Works fine if you don't try to go out of your way to complicate it.

Better. And close enough for government work. I never go out of my way to make something simple complex. I'll often go out of my way to point out to someone that they have over-simplified something to the point that it no longer works as intended. And, for the final corrections:

You don't make a "single #123#", you make a "single attack". This "single attack" could be a #123# or it could be the single melee attack at the end of Charge. You can make one #123# by using a standard action. Full-Attack does not give you "multiple #123#s" in a single turn. Monk of the Four Winds, however, can give you multiples and, if coupled Overhand Chop, you could make up to 3 Overhand Chop attacks because you're making 3 single attacks as #123#. Now do you get it?


Ckorik wrote:
Grick wrote:

Further, if you allow any ability that uses the attack action in place of any single melee attack, then they would all work with Spring Attack. Yet they don't:

I never said that. I said all attacks are attack actions - if it only lets you make a single melee attack it *must* use your standard action - as spring attack is a full round action - it's incompatible.

You can use spring attack to make a trip, disarm, or sunder attempt though.

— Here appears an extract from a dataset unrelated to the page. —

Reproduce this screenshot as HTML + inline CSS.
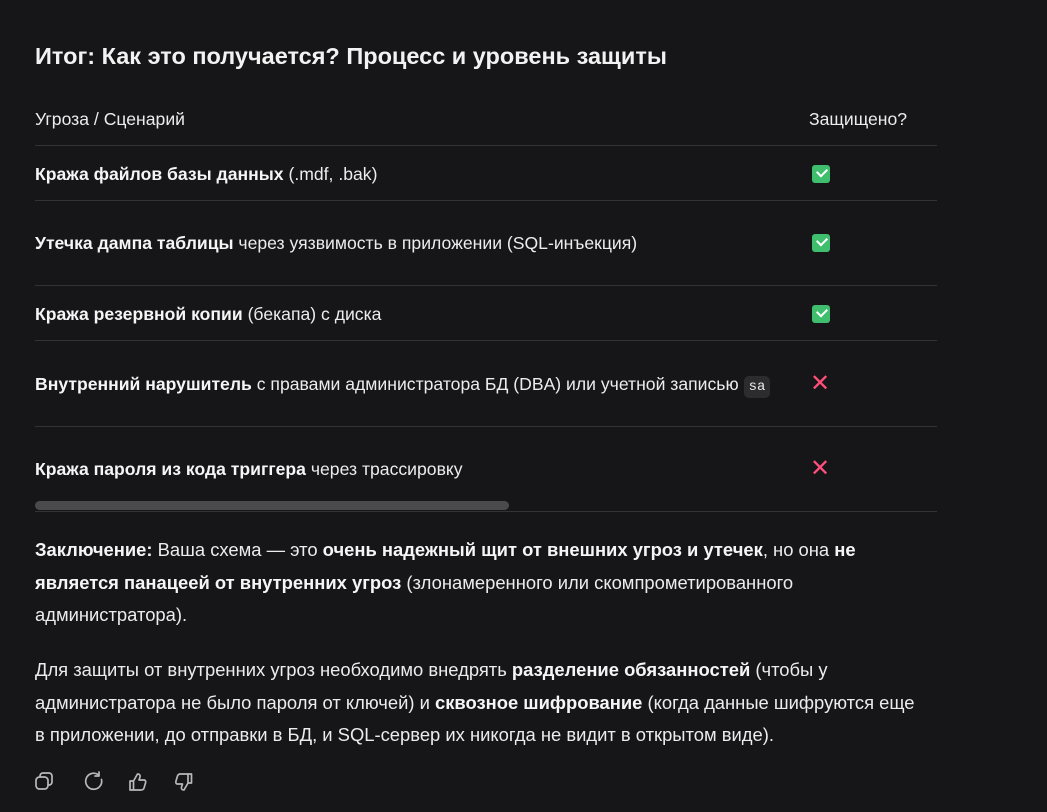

Okay, let me ask you this, if all attacks are attack actions why is it impossible to use vital strike on a charge. Or alternatively if charge uses your standard action how can you also make a full round action.


Pathfinder Adventure Path, Pawns Subscriber
WWWW wrote:
Ckorik wrote:
Grick wrote:

Further, if you allow any ability that uses the attack action in place of any single melee attack, then they would all work with Spring Attack. Yet they don't:

I never said that. I said all attacks are attack actions - if it only lets you make a single melee attack it *must* use your standard action - as spring attack is a full round action - it's incompatible.

You can use spring attack to make a trip, disarm, or sunder attempt though.

Okay, let me ask you this, if all attacks are attack actions why is it impossible to use vital strike on a charge.

Asked and answered - see previous answer.